*What is asked*: The data below should be restated word for word, with every picture omitted.

*Data shown*:
════════════════════

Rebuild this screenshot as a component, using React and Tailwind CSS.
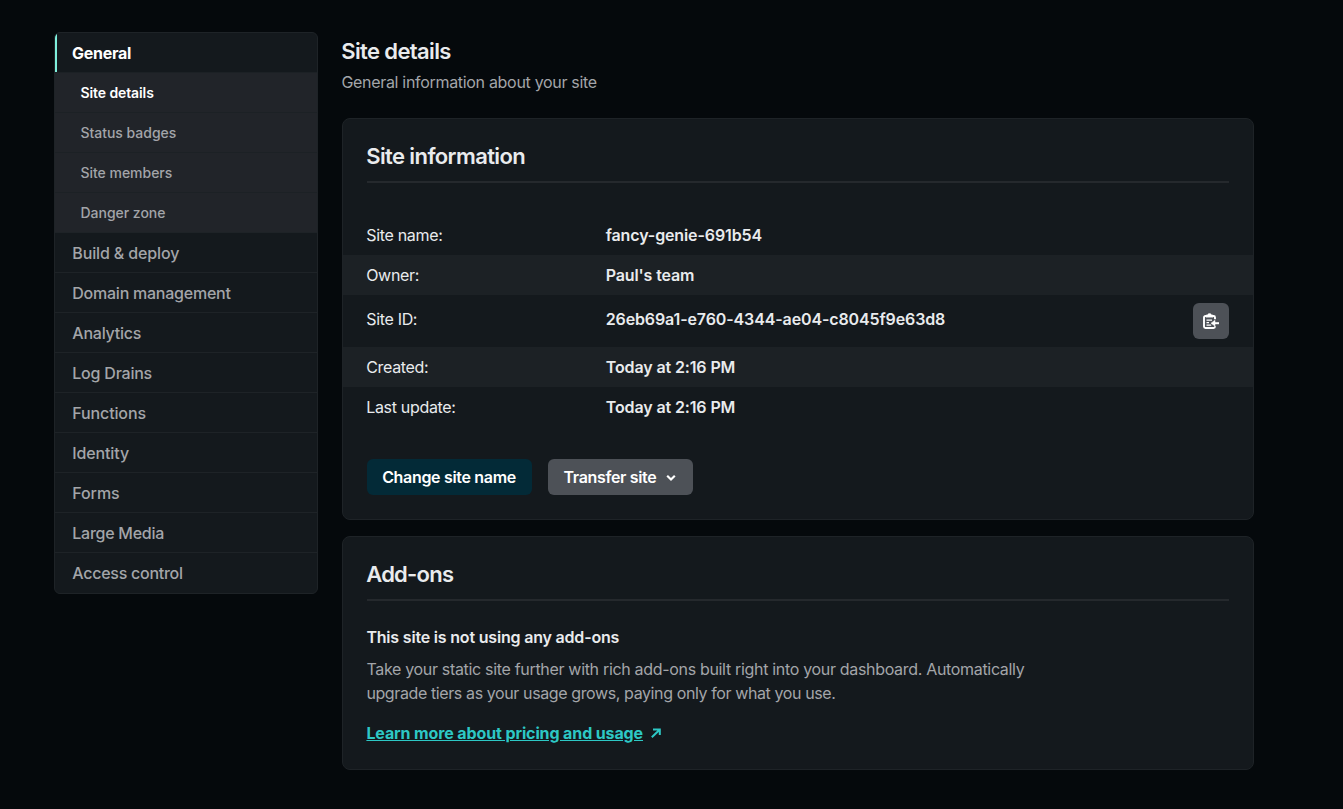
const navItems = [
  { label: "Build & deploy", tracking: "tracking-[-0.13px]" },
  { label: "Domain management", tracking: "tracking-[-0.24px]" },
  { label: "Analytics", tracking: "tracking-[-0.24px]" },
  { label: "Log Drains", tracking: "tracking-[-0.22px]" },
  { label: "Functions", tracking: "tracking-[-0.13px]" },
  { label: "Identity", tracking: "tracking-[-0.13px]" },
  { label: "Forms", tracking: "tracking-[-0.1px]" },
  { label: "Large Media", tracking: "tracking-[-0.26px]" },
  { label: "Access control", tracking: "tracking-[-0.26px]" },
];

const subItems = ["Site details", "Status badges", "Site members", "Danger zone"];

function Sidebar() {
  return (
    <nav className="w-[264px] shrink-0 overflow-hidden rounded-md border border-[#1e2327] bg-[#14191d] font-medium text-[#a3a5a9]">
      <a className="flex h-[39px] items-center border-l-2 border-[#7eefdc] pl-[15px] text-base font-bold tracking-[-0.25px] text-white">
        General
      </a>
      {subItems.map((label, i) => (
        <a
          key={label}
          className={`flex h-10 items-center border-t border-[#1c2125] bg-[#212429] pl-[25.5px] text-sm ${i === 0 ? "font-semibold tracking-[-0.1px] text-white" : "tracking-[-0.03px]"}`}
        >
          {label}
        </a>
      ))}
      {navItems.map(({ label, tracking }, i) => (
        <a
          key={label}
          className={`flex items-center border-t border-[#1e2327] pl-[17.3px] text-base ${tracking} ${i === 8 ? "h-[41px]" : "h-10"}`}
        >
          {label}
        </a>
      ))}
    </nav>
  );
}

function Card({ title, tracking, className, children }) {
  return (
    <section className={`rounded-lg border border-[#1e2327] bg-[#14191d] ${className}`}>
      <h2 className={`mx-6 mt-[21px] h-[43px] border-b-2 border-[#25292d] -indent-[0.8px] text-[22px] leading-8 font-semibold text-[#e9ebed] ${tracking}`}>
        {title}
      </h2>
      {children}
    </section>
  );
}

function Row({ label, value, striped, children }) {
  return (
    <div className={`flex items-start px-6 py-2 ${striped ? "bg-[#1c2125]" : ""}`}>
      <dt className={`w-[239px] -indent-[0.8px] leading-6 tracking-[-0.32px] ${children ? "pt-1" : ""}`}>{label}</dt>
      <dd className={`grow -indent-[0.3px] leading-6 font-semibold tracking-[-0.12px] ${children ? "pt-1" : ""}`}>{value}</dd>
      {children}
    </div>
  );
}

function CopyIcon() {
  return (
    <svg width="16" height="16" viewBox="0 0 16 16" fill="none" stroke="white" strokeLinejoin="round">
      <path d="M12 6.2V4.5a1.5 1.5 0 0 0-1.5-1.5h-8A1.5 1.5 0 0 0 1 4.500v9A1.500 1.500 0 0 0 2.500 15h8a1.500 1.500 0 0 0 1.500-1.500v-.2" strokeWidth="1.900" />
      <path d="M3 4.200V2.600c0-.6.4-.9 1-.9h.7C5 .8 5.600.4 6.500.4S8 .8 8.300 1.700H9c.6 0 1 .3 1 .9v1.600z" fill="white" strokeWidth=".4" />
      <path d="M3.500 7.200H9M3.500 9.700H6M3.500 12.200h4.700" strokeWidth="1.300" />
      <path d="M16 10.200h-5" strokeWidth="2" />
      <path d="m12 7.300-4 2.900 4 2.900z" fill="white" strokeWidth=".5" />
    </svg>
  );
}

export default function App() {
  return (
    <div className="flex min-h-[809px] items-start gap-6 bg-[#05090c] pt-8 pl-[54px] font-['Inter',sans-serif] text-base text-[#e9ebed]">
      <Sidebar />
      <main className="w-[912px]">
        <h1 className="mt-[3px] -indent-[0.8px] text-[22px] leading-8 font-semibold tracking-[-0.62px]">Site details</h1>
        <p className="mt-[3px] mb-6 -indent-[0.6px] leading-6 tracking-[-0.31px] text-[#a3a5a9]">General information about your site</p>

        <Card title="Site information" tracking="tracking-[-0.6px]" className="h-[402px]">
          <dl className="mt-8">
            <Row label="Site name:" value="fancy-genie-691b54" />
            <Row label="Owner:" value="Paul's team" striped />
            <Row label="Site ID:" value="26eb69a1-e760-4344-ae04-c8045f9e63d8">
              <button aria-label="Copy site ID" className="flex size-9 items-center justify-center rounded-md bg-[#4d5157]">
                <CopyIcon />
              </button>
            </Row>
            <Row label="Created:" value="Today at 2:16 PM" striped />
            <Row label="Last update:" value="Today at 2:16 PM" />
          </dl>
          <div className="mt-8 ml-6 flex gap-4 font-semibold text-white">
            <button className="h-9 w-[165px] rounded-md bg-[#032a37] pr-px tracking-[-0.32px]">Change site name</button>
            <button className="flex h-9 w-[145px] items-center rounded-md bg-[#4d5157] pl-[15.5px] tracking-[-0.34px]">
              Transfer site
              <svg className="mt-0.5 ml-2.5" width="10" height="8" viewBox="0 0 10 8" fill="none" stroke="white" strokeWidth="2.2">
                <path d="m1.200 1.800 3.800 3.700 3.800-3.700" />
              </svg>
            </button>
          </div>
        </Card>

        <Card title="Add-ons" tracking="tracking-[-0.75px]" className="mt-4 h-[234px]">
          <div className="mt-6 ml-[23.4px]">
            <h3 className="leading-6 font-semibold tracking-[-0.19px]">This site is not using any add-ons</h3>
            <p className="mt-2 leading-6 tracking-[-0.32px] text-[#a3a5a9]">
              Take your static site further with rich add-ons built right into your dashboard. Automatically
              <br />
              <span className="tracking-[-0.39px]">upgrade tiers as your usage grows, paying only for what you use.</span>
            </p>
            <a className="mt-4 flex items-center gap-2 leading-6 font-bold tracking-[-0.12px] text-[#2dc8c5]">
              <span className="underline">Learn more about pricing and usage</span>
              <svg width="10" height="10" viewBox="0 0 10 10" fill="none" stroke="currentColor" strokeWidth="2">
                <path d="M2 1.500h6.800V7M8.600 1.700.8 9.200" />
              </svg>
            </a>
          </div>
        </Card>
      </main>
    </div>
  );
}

════════════════════

*Task output*:
Rebuild this screenshot as a component, using React and Tailwind CSS.
const navItems = [
  { label: "Build & deploy", tracking: "tracking-[-0.13px]" },
  { label: "Domain management", tracking: "tracking-[-0.24px]" },
  { label: "Analytics", tracking: "tracking-[-0.24px]" },
  { label: "Log Drains", tracking: "tracking-[-0.22px]" },
  { label: "Functions", tracking: "tracking-[-0.13px]" },
  { label: "Identity", tracking: "tracking-[-0.13px]" },
  { label: "Forms", tracking: "tracking-[-0.1px]" },
  { label: "Large Media", tracking: "tracking-[-0.26px]" },
  { label: "Access control", tracking: "tracking-[-0.26px]" },
];

const subItems = ["Site details", "Status badges", "Site members", "Danger zone"];

function Sidebar() {
  return (
    <nav className="w-[264px] shrink-0 overflow-hidden rounded-md border border-[#1e2327] bg-[#14191d] font-medium text-[#a3a5a9]">
      <a className="flex h-[39px] items-center border-l-2 border-[#7eefdc] pl-[15px] text-base font-bold tracking-[-0.25px] text-white">
        General
      </a>
      {subItems.map((label, i) => (
        <a
          key={label}
          className={`flex h-10 items-center border-t border-[#1c2125] bg-[#212429] pl-[25.5px] text-sm ${i === 0 ? "font-semibold tracking-[-0.1px] text-white" : "tracking-[-0.03px]"}`}
        >
          {label}
        </a>
      ))}
      {navItems.map(({ label, tracking }, i) => (
        <a
          key={label}
          className={`flex items-center border-t border-[#1e2327] pl-[17.3px] text-base ${tracking} ${i === 8 ? "h-[41px]" : "h-10"}`}
        >
          {label}
        </a>
      ))}
    </nav>
  );
}

function Card({ title, tracking, className, children }) {
  return (
    <section className={`rounded-lg border border-[#1e2327] bg-[#14191d] ${className}`}>
      <h2 className={`mx-6 mt-[21px] h-[43px] border-b-2 border-[#25292d] -indent-[0.8px] text-[22px] leading-8 font-semibold text-[#e9ebed] ${tracking}`}>
        {title}
      </h2>
      {children}
    </section>
  );
}

function Row({ label, value, striped, children }) {
  return (
    <div className={`flex items-start px-6 py-2 ${striped ? "bg-[#1c2125]" : ""}`}>
      <dt className={`w-[239px] -indent-[0.8px] leading-6 tracking-[-0.32px] ${children ? "pt-1" : ""}`}>{label}</dt>
      <dd className={`grow -indent-[0.3px] leading-6 font-semibold tracking-[-0.12px] ${children ? "pt-1" : ""}`}>{value}</dd>
      {children}
    </div>
  );
}

function CopyIcon() {
  return (
    <svg width="16" height="16" viewBox="0 0 16 16" fill="none" stroke="white" strokeLinejoin="round">
      <path d="M12 6.2V4.5a1.5 1.5 0 0 0-1.5-1.5h-8A1.5 1.5 0 0 0 1 4.500v9A1.500 1.500 0 0 0 2.500 15h8a1.500 1.500 0 0 0 1.500-1.500v-.2" strokeWidth="1.900" />
      <path d="M3 4.200V2.600c0-.6.4-.9 1-.9h.7C5 .8 5.600.4 6.500.4S8 .8 8.300 1.700H9c.6 0 1 .3 1 .9v1.600z" fill="white" strokeWidth=".4" />
      <path d="M3.500 7.200H9M3.500 9.700H6M3.500 12.200h4.700" strokeWidth="1.300" />
      <path d="M16 10.200h-5" strokeWidth="2" />
      <path d="m12 7.300-4 2.900 4 2.900z" fill="white" strokeWidth=".5" />
    </svg>
  );
}

export default function App() {
  return (
    <div className="flex min-h-[809px] items-start gap-6 bg-[#05090c] pt-8 pl-[54px] font-['Inter',sans-serif] text-base text-[#e9ebed]">
      <Sidebar />
      <main className="w-[912px]">
        <h1 className="mt-[3px] -indent-[0.8px] text-[22px] leading-8 font-semibold tracking-[-0.62px]">Site details</h1>
        <p className="mt-[3px] mb-6 -indent-[0.6px] leading-6 tracking-[-0.31px] text-[#a3a5a9]">General information about your site</p>

        <Card title="Site information" tracking="tracking-[-0.6px]" className="h-[402px]">
          <dl className="mt-8">
            <Row label="Site name:" value="fancy-genie-691b54" />
            <Row label="Owner:" value="Paul's team" striped />
            <Row label="Site ID:" value="26eb69a1-e760-4344-ae04-c8045f9e63d8">
              <button aria-label="Copy site ID" className="flex size-9 items-center justify-center rounded-md bg-[#4d5157]">
                <CopyIcon />
              </button>
            </Row>
            <Row label="Created:" value="Today at 2:16 PM" striped />
            <Row label="Last update:" value="Today at 2:16 PM" />
          </dl>
          <div className="mt-8 ml-6 flex gap-4 font-semibold text-white">
            <button className="h-9 w-[165px] rounded-md bg-[#032a37] pr-px tracking-[-0.32px]">Change site name</button>
            <button className="flex h-9 w-[145px] items-center rounded-md bg-[#4d5157] pl-[15.5px] tracking-[-0.34px]">
              Transfer site
              <svg className="mt-0.5 ml-2.5" width="10" height="8" viewBox="0 0 10 8" fill="none" stroke="white" strokeWidth="2.2">
                <path d="m1.200 1.800 3.800 3.700 3.800-3.700" />
              </svg>
            </button>
          </div>
        </Card>

        <Card title="Add-ons" tracking="tracking-[-0.75px]" className="mt-4 h-[234px]">
          <div className="mt-6 ml-[23.4px]">
            <h3 className="leading-6 font-semibold tracking-[-0.19px]">This site is not using any add-ons</h3>
            <p className="mt-2 leading-6 tracking-[-0.32px] text-[#a3a5a9]">
              Take your static site further with rich add-ons built right into your dashboard. Automatically
              <br />
              <span className="tracking-[-0.39px]">upgrade tiers as your usage grows, paying only for what you use.</span>
            </p>
            <a className="mt-4 flex items-center gap-2 leading-6 font-bold tracking-[-0.12px] text-[#2dc8c5]">
              <span className="underline">Learn more about pricing and usage</span>
              <svg width="10" height="10" viewBox="0 0 10 10" fill="none" stroke="currentColor" strokeWidth="2">
                <path d="M2 1.500h6.800V7M8.600 1.700.8 9.200" />
              </svg>
            </a>
          </div>
        </Card>
      </main>
    </div>
  );
}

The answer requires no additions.